Whether you’re revisiting John McClane for the annual Christmas-action tradition or watching the franchise for the first time, Die Hard is best experienced in the order the movies were released. The series largely follows McClane’s life in a straight line, with each sequel upping the stakes—from a single Los Angeles skyscraper to airports, citywide terror games, cyber warfare, and international chaos. Below is the cleanest way to watch every Die Hard movie in release order, with each entry broken down so you know exactly what you’re getting before you hit play.

Die Hard (1988)
John McClane flies to Los Angeles to reconcile with his wife Holly at her company’s Christmas party in Nakatomi Plaza, only to get trapped in a hostage takeover led by Hans Gruber. This is the “Nakatomi Plaza” movie, the one that defines the franchise’s tone: one exhausted cop, one impossible building, and a whole lot of improvised heroics.
Die Hard 2 (1990)
Set two years later, McClane is back on Christmas Eve, this time at Washington Dulles Airport, where mercenaries seize airport systems and endanger incoming planes (including the one carrying Holly). It’s bigger, louder, and more airport-chaos than skyscraper-stealth, but it’s still classic McClane vs. an “unfair” situation.

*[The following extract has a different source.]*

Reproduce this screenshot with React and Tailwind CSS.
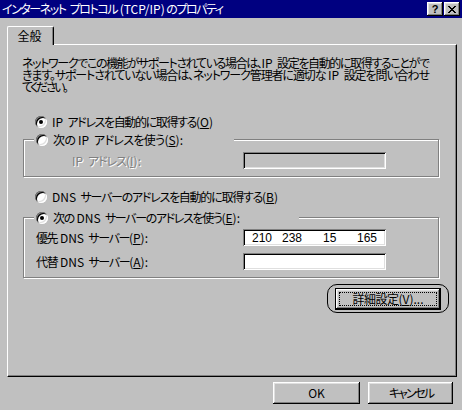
const raised =
  "shadow-[inset_-1px_-1px_0_#000,inset_1px_1px_0_#fff,inset_-2px_-2px_0_#808080,inset_2px_2px_0_#dfdfdf]";
const sunken =
  "shadow-[inset_1px_1px_0_#808080,inset_-1px_-1px_0_#fff,inset_2px_2px_0_#000,inset_-2px_-2px_0_#dfdfdf]";
const etched = "border border-[#808080] shadow-[inset_1px_1px_0_#fff,1px_1px_0_#fff]";

// Latin runs (and the spaces round them) keep their own width; only the kana get squeezed
const L = ({ children }) => <span className="inline-block tracking-normal whitespace-pre">{children}</span>;
const jp = (s) =>
  s
    .split(/(\s*[\x21-\x7e]+\s*|\s+)/)
    .map((p, i) => (i % 2 ? <L key={i}>{p.replace(/ /g, "\u00a0")}</L> : p));

// Squeezes a line into the width the bitmap font took in the original
const Fit = ({ w, className = "", children }) => (
  <span className={`block shrink-0 tracking-[-3px] text-justify [text-align-last:justify] ${w} ${className}`}>
    {children}
  </span>
);

const Radio = ({ checked }) => (
  <span className={`relative flex items-center justify-center w-[12px] h-[12px] rounded-full bg-white shrink-0 ${sunken}`}>
    {checked && <span className="w-[4px] h-[4px] rounded-full bg-black" />}
  </span>
);

const RadioRow = ({ checked, w, children, className = "" }) => (
  <div className={`flex items-center h-[16px] bg-[#c0c0c0] ${className}`}>
    <Radio checked={checked} />
    <Fit w={w} className="ml-[5px]">
      {children}
    </Fit>
  </div>
);

const Field = ({ disabled, children }) => (
  <div
    className={`flex items-center w-[143px] h-[17px] ${sunken} ${disabled ? "bg-[#c0c0c0]" : "bg-white"}`}
  >
    {children}
  </div>
);

const Button = ({ children, className = "" }) => (
  <div className={`flex items-center justify-center bg-[#c0c0c0] ${raised} ${className}`}>{children}</div>
);

export default function App() {
  return (
    <div className="w-[462px] h-[410px] bg-[#c0c0c0] text-black text-[12px] leading-[12px] font-['Noto_Sans_CJK_JP',sans-serif] [font-feature-settings:'palt'] overflow-hidden select-none">
      {/* Title bar */}
      <div className="flex items-center h-[18px] bg-[#000080] pl-[2px] pr-[2px]">
        <Fit w="w-[219px]" className="text-white">
          {jp("インターネット プロトコル (TCP/IP)のプロパティ")}
        </Fit>
        <div className="ml-auto flex">
          <Button className="w-[16px] h-[14px]">
            <span className="font-['Liberation_Sans',sans-serif] font-bold text-[11px] leading-none pt-px">?</span>
          </Button>
          <Button className="w-[16px] h-[14px] ml-[1px]">
            <svg width="8" height="7" viewBox="0 0 8 7" shapeRendering="crispEdges">
              <path d="M0 0h2v1h-2zM6 0h2v1h-2zM1 1h2v1h-2zM5 1h2v1h-2zM2 2h4v1h-4zM3 3h2v1h-2zM2 4h4v1h-4zM1 5h2v1h-2zM5 5h2v1h-2zM0 6h2v1h-2zM6 6h2v1h-2z" fill="#000" />
            </svg>
          </Button>
        </div>
      </div>

      {/* Tab + panel */}
      <div className="pl-[7px] pt-[8px]">
        <div className="relative z-10 -mb-px flex items-center justify-center w-[47px] h-[19px] bg-[#c0c0c0] border-t border-l border-white border-r border-r-black rounded-t-[2px] shadow-[inset_-1px_0_0_#808080] pr-[2px]">
          全般
        </div>
        <div className="w-[450px] h-[333px] border-t border-l border-white border-r border-b border-r-black border-b-black shadow-[inset_-1px_-1px_0_#808080] pl-[15px] pt-[12px]">
          <div className="-ml-px">
            <Fit w="w-[405px]">{jp("ネットワークでこの機能がサポートされている場合は、IP 設定を自動的に取得することがで")}</Fit>
            <Fit w="w-[405px]">{jp("きます。サポートされていない場合は、ネットワーク管理者に適切な IP 設定を問い合わせ")}</Fit>
            <Fit w="w-[44px]">てください。</Fit>
          </div>

          <RadioRow checked w="w-[161px]" className="mt-[21px] ml-[12px] w-max">
            {jp("IP アドレスを自動的に取得する")}
            <L>
              (<u>O</u>)
            </L>
          </RadioRow>

          {/* Manual IP group */}
          <div className={`mt-[9px] w-[416px] ${etched} pb-[7px]`}>
            <RadioRow w="w-[130px]" className="-mt-[8px] ml-[10px] pl-[2px] w-[200px]">
              {jp("次の IP アドレスを使う")}
              <L>
                (<u>S</u>):
              </L>
            </RadioRow>
            <div className="flex items-center mt-[4px] pl-[48px]">
              <span className="w-[171px] text-[#808080] [text-shadow:1px_1px_0_#fff]">
                <Fit w="w-[69px]">
                  {jp("IP アドレス")}
                  <L>
                    (<u>I</u>):
                  </L>
                </Fit>
              </span>
              <Field disabled />
            </div>
          </div>

          <RadioRow w="w-[226px]" className="mt-[12px] ml-[12px] w-max">
            {jp("DNS サーバーのアドレスを自動的に取得する")}
            <L>
              (<u>B</u>)
            </L>
          </RadioRow>

          {/* Manual DNS group */}
          <div className={`mt-[12px] w-[416px] ${etched} pb-[7px]`}>
            <RadioRow checked w="w-[187px]" className="-mt-[8px] ml-[10px] pl-[2px] w-[265px]">
              {jp("次の DNS サーバーのアドレスを使う")}
              <L>
                (<u>E</u>):
              </L>
            </RadioRow>
            <div className="flex items-center mt-[3px] pl-[12px]">
              <span className="w-[207px]">
                <Fit w="w-[112px]">
                  {jp("優先 DNS サーバー")}
                  <L>
                    (<u>P</u>):
                  </L>
                </Fit>
              </span>
              <Field>
                <div className="flex w-full pl-[9px] font-['Liberation_Sans',sans-serif]">
                  <span className="w-[30px]">210</span>
                  <span className="w-[41px]">238</span>
                  <span className="w-[34px]">15</span>
                  <span>165</span>
                </div>
              </Field>
            </div>
            <div className="flex items-center mt-[7px] pl-[12px]">
              <span className="w-[207px]">
                <Fit w="w-[112px]">
                  {jp("代替 DNS サーバー")}
                  <L>
                    (<u>A</u>):
                  </L>
                </Fit>
              </span>
              <Field />
            </div>
          </div>

          {/* Advanced button with highlight ring */}
          <div className="mt-[6px] ml-[304px] w-[122px] h-[29px] border border-black rounded-[10px] flex items-center pl-[7px]">
            <div className="w-[106px] h-[22px] border border-black">
              <Button className="w-full h-full">
                <div className="flex items-center justify-center w-[98px] h-[14px] border border-dotted border-black">
                  <Fit w="w-[71px]">
                    詳細設定
                    <L>
                      (<u>V</u>)...
                    </L>
                  </Fit>
                </div>
              </Button>
            </div>
          </div>
        </div>
      </div>

      {/* Dialog buttons */}
      <div className="flex justify-end gap-[8px] mt-[5px] pr-[9px]">
        <Button className="w-[87px] h-[22px]">OK</Button>
        <Button className="w-[85px] h-[22px]">
          <Fit w="w-[43px]">キャンセル</Fit>
        </Button>
      </div>
    </div>
  );
}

Die Hard With A Vengeance (1995)
Now in New York City, McClane gets dragged into a deadly citywide “Simon Says” game run by a terrorist who has a personal connection to the first film’s villain. This one pairs McClane with Zeus Carver (Samuel L. Jackson) and leans into riddles, public set pieces, and a revenge angle that links directly back to Die Hard.
Live Free Or Die Hard (2007)
More than a decade later, the franchise pivots into the modern era with a cyber-terror “fire sale” attack on U.S. infrastructure. McClane teams up with hacker Matt Farrell and the action scales up from cops-and-robbers to national disruption. (Outside North America, it was released as Die Hard 4.0.)
A Good Day To Die Hard (2013)
McClane heads to Moscow after his estranged son Jack is arrested, only to get pulled into an international conspiracy that takes them from Russia to Chernobyl. It’s the most globe-trotting entry and the only one not adapted from prior source material, with the story heavily centered on the father–son dynamic.